As much as I hate to say it, I think little Miss Sophia is ready to expand her horizons. Dr R told us it was fine to start her with rice anytime between 4-6 months. I was pushing for 6 months; Dan was pushing for earlier. I can't say we were fighting about it, but it was becoming a topic of bickering for sure. I brought it up at our last therapy appt, just to put it "out there." He finally admitted that he thought pushing it off would put her at a disadvantage developmentally. I told him (as I had several times before) that we HAVE to start by 6 months, and it's not like we'd be putting it off until she is 1. Why is it that he only HEARS what I say in the therapy office, but not at home?!?! I guess that makes it worth paying the therapist! My argument for putting it off was "why mess with a good thing?" I mean, she's obviously thriving. Anyhoo...we came to an agreement on 5.5 months, which puts as at May 19.
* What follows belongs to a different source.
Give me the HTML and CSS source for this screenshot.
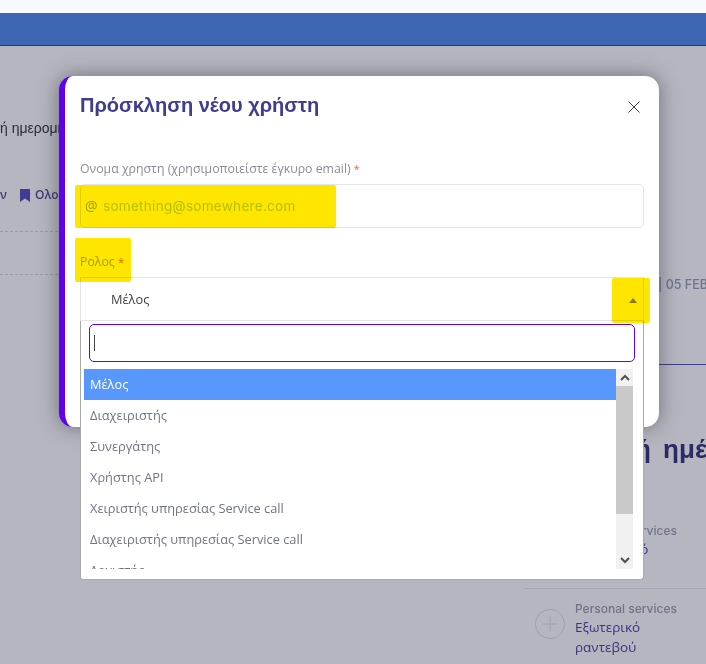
FILE: index.html
```html
<!DOCTYPE html>
<html lang="el">
<head>
<meta charset="utf-8">
<title>Πρόσκληση νέου χρήστη</title>
<link rel="stylesheet" href="styles.css">
</head>
<body>
<div class="page">
  <div class="topbar"><span class="topbar-text">n</span></div>
  <header class="brandbar"></header>
  <main class="backdrop">
    <section class="col-left">
      <p class="intro">ή ημερομηνία</p>
      <div class="filters">
        <span class="filter-end">ν</span>
        <svg class="bookmark" viewBox="0 0 10 13" aria-hidden="true"><path d="M0 0H10V13L5 9.5 0 13Z"/></svg>
        <span class="filter-all">Ολοι</span>
      </div>
      <div class="dash dash-first"></div>
      <div class="dash dash-second"></div>
    </section>
    <section class="col-right">
      <div class="date">| 05 FEB</div>
      <div class="rule"></div>
      <h2 class="day-title">ή ημέρας</h2>
      <div class="service service-first">
        <div class="service-text">
          <div class="service-kind">Personal services</div>
          <div class="service-name">Προσωπικό</div>
        </div>
      </div>
      <div class="service-sep"></div>
      <div class="service service-second">
        <svg class="plus" viewBox="0 0 32 32" aria-hidden="true"><circle cx="16" cy="16" r="14.6"/><path d="M16 8.5V23.5M8.5 16H23.5"/></svg>
        <div class="service-text">
          <div class="service-kind">Personal services</div>
          <div class="service-name">Εξωτερικό<br>ραντεβού</div>
        </div>
      </div>
    </section>
  </main>

  <div class="modal">
    <div class="modal-head">
      <h1 class="modal-title">Πρόσκληση νέου χρήστη</h1>
      <svg class="close" viewBox="0 0 12 12" aria-hidden="true"><path d="M.5.5 11.5 11.5M11.5.5.5 11.5"/></svg>
    </div>
    <label class="label label-user">Ονομα χρηστη (χρησιμοποιείστε έγκυρο email) <span class="req">*</span></label>
    <div class="field">
      <span class="at">@</span>
      <span class="placeholder">something@somewhere.com</span>
    </div>
    <label class="label label-role">Ρολος <span class="req">*</span></label>
    <div class="select">
      <span class="select-value">Μέλος</span>
      <span class="caret"></span>
    </div>
    <div class="dropdown">
      <div class="search"><span class="cursor"></span></div>
      <div class="list-wrap">
        <ul class="options">
          <li class="option option-active">Μέλος</li>
          <li class="option">Διαχειριστής</li>
          <li class="option">Συνεργάτης</li>
          <li class="option">Χρήστης API</li>
          <li class="option">Χειριστής υπηρεσίας Service call</li>
          <li class="option">Διαχειριστής υπηρεσίας Service call</li>
          <li class="option">Λογιστής</li>
        </ul>
        <div class="scrollbar">
          <div class="scroll-btn"><svg viewBox="0 0 10 7" aria-hidden="true"><path d="M1 6 5 2 9 6"/></svg></div>
          <div class="scroll-thumb"></div>
          <div class="scroll-track"></div>
          <div class="scroll-btn"><svg viewBox="0 0 10 7" aria-hidden="true"><path d="M1 1 5 5 9 1"/></svg></div>
        </div>
      </div>
    </div>
  </div>

  <div class="mark mark-email"></div>
  <div class="mark mark-role"></div>
  <div class="mark mark-caret"></div>
</div>
</body>
</html>
```

FILE: styles.css
```css
* { box-sizing: border-box; }
html, body { margin: 0; padding: 0; }
body { width: 706px; height: 664px; overflow: hidden; font-family: "Open Sans", "Noto Sans", sans-serif; }

.page { position: relative; width: 706px; height: 664px; overflow: hidden; display: flex; flex-direction: column; background: #b6b6c0; }

.topbar { height: 13px; background: #f9faff; overflow: hidden; flex: none; }
.topbar-text { display: block; margin: -13px 0 0 1px; font: 12px/16px "Liberation Sans", sans-serif; color: #3d66b5; }
.brandbar { height: 33px; flex: none; background: #3d66b5; border-bottom: 1px solid #1f3a86; }

.backdrop { flex: 1; display: flex; min-height: 0; }
.col-left { width: 524px; flex: none; overflow: hidden; }
.intro { margin: 72px 0 0; font: 14px/20px "Liberation Sans", sans-serif; color: #2b2b3a; white-space: nowrap; }
.filters { display: flex; align-items: center; margin-top: 49px; height: 16px; font: 600 12px/16px "Open Sans", sans-serif; color: #3c3c74; }
.filter-end { width: 20px; }
.bookmark { width: 10px; height: 13px; fill: #3f3d8f; margin-right: 5px; }
.dash { border-top: 1px dashed #9a9aa6; }
.dash-first { margin-top: 28px; }
.dash-second { margin-top: 42px; }

.col-right { flex: 1; min-width: 0; overflow: hidden; }
.date { margin: 231px 0 0 134px; font: 500 12.5px/16px Inter, sans-serif; color: #6c7390; white-space: nowrap; }
.rule { margin-top: 71px; border-top: 1px solid #3f3d8f; }
.day-title { margin: 69px 0 0 111px; font: 700 26px/30px "Liberation Sans", sans-serif; word-spacing: 5px; color: #2a2a66; white-space: nowrap; }
.service { display: flex; }
.service-first { margin-top: 59px; padding-left: 51px; height: 50px; }
.service-sep { margin-top: 15px; border-top: 1px solid #a6a6b4; }
.service-second { margin-top: 12px; padding-left: 10px; }
.service-text { display: flex; flex-direction: column; }
.service-kind { font: 500 12px/16px Inter, sans-serif; color: #6f7488; white-space: nowrap; }
.service-name { font: 13.5px/20px "Open Sans", sans-serif; color: #37357f; white-space: nowrap; }
.plus { width: 32px; height: 32px; margin: 7px 9px 0 0; flex: none; fill: none; stroke: #a0a0ae; stroke-width: 1; }

.modal { position: absolute; left: 59px; top: 76px; width: 600px; height: 351px; padding: 16px 15px 0; background: #fff; border-left: 6px solid #6200ee; border-radius: 14px; box-shadow: 0 0 20px rgba(40, 40, 50, .5); display: flex; flex-direction: column; }
.modal-head { display: flex; align-items: center; justify-content: space-between; height: 26px; flex: none; padding-right: 4px; }
.modal-title { margin: 0; font: 700 20px/26px "Liberation Sans", sans-serif; color: #3f3d8f; }
.close { width: 12px; height: 12px; margin-top: 4px; fill: none; stroke: #3c3c50; stroke-width: 1; }

.label { display: block; font-size: 12.3px; line-height: 20px; color: #8a8b9b; flex: none; }
.label-user { margin-top: 41px; }
.label-role { margin-top: 24px; color: #a5b0c0; }
.req { color: #f0654f; font-size: 11px; }

.field { display: flex; align-items: center; height: 44px; margin-top: 5px; padding-left: 4px; flex: none; border: 1px solid #e2e5ec; border-radius: 5px; background: #fff; }
.at { font: 14px/20px "Open Sans", sans-serif; color: #9ab0b0; width: 18px; }
.placeholder { font: 13.5px/20px Inter, sans-serif; letter-spacing: .3px; color: #b5d5d0; }

.select { display: flex; align-items: center; justify-content: space-between; height: 44px; margin-top: 5px; padding: 0 6px 0 30px; flex: none; border: 1px solid #e2e5ec; background: #fff; }
.select-value { font-size: 12.8px; line-height: 20px; color: #3f3f46; }
.caret { width: 0; height: 0; margin: 3px 0 0; border-left: 4px solid transparent; border-right: 4px solid transparent; border-bottom: 5px solid #888; }

.dropdown { position: absolute; left: 15px; top: 245px; width: 564px; height: 259px; padding: 3px 10px 10px 3px; background: #fff; border: 1px solid #aaa; border-top: 0; border-radius: 0 0 3px 3px; display: flex; flex-direction: column; }
.search { flex: none; height: 38px; margin: 0 -2px 0 5px; display: flex; align-items: center; padding-left: 4px; border: 1.5px solid #6200ee; border-radius: 5px; background: #fff; }
.cursor { width: 1px; height: 16px; background: #444; }
.list-wrap { display: flex; height: 200px; margin-top: 7px; flex: none; }
.options { flex: 1; margin: 0; padding: 0; list-style: none; overflow: hidden; }
.option { display: flex; align-items: center; height: 31px; padding: 0 6px 2px; font-size: 12.8px; color: #6f7488; white-space: nowrap; }
.option-active { background: #5897fb; color: #fff; }
.scrollbar { width: 17px; flex: none; display: flex; flex-direction: column; background: #f1f1f1; }
.scroll-btn { height: 17px; flex: none; display: flex; align-items: center; justify-content: center; }
.scroll-btn svg { width: 10px; height: 7px; fill: none; stroke: #505050; stroke-width: 2; }
.scroll-thumb { height: 128px; flex: none; background: #c9c9c9; }
.scroll-track { flex: 1; }

.mark { position: absolute; background: #ffe600; mix-blend-mode: multiply; border-radius: 2px; }
.mark-email { left: 75px; top: 185px; width: 261px; height: 43px; }
.mark-role { left: 75px; top: 238px; width: 56px; height: 44px; }
.mark-caret { left: 612px; top: 278px; width: 38px; height: 45px; }
```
However, the past several days she has REALLY been interested in our food, and watching us eat. If I'm holding her and trying to take a drink, she'll reach out for my glass. I bought a box of rice cereal this past weekend (whole grain, organic of course!), and now that it's in the house, I'm feeling the need to break-down and let her try it. That thought though, is countered by my desire to want her to continue nursing exclusively. Who would have thought I'd EVER feel that way? Certainly not me, or the people who know me well. But, for me, there are so many feelings wrapped up with nursing her.
1) It's a source of pride to look at her healthiness (for lack of a better term) and know that I'm the sole reason.
2) I suppose there is a bit of control mixed in with the idea also, that I am the ONLY one who can do this one little thing for her. Once she starts "eating" I'll be dispensible. I don't like that feeling.
3) I LOVE the private time I get to spend with her, although I still hold strong to the idea that it's not really bonding. I see starting solids as the beginning of the end to that and it makes me sad.
Those reasons are obviously outweighed by the fact that she needs to do this. It's a new step, a big milestone and she's ready. Try as I might, I can't stop her from growing up, nor do I want to.